When Zatorre began designing experiments to map and measure musical pleasure in the brain two decades ago, this was uncharted territory. “Neuroscientists were used to studying auditory, perceptual and cognitive mechanisms and processing in music, but they were skeptical about investigating the role of the reward system and emotions in musical pleasure,” he recalls. “It seemed daunting, and we needed to find a way to objectively study the physiological response to music.” 

Zatorre and a post-doctoral student, a drummer in a rock band, devised a novel controlled experiment to compare physiological responses to very different types of music, such as a Bach Brandenburg concerto and a lead guitar solo. They applied a standard psychophysical test that measures skin conductance (the sweat response) using electrodes on the subject’s fingertips.  

“Each volunteer listened to their favourite music and we observed a big peak in skin conductance when they felt chills going down the spine. The test is objective like a lie detector—you can’t fake it unless you’re a psychopath,” he says. “The chills phenomenon was the key to entry for our subsequent studies using psychophysical, functional MRI and brain stimulation techniques to understand and show how abstract sounds can engage the brain’s reward system to generate pleasure and the rich emotional responses we experience to music.”  

Music matters for emotional survival and well-being 

His research was also the first to show that an abstract aesthetic reward, such as highly pleasurable music, activates the striatum, a subcortical brain region where dopamine neurons are also activated by more tangible stimuli such as food, money and sex. “There is more to life than just eating and sex, which are critical for survival of the species,” says Zatorre. “Music is also very rewarding.
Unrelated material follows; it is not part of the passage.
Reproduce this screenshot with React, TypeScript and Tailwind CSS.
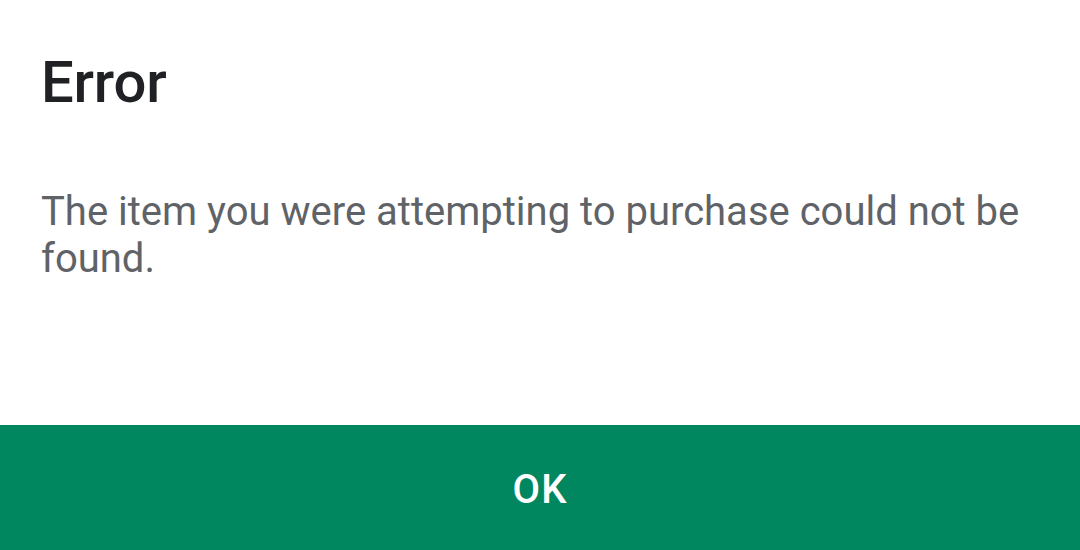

It has ancient roots in our species and is important for our emotional survival.” 

Indeed, numerous studies have found that music consistently ranks among the top activities described as sources of pleasure and emotional self-regulation, and is one of the most important uses of music on a personal level. “Music evokes emotions that are very difficult to touch with any other art form,” says Zatorre. “If I’ve had a bad day, I’ll listen to soothing music to calm myself. If I’ve had a boring day, I’ll put on lively music.” 

Zatorre believes music has the power to engage and profoundly move us precisely because it combines our cognitive/perceptual system, one of the most advanced parts of the brain that distinguishes us from other species, and the phylogenetically ancient emotion and reward systems, which we share with many other animals. “That’s why music, by virtue of how it enables interactions between these two systems, can somehow feel primal yet depends fundamentally on learning, experience, knowledge and culture,” he says.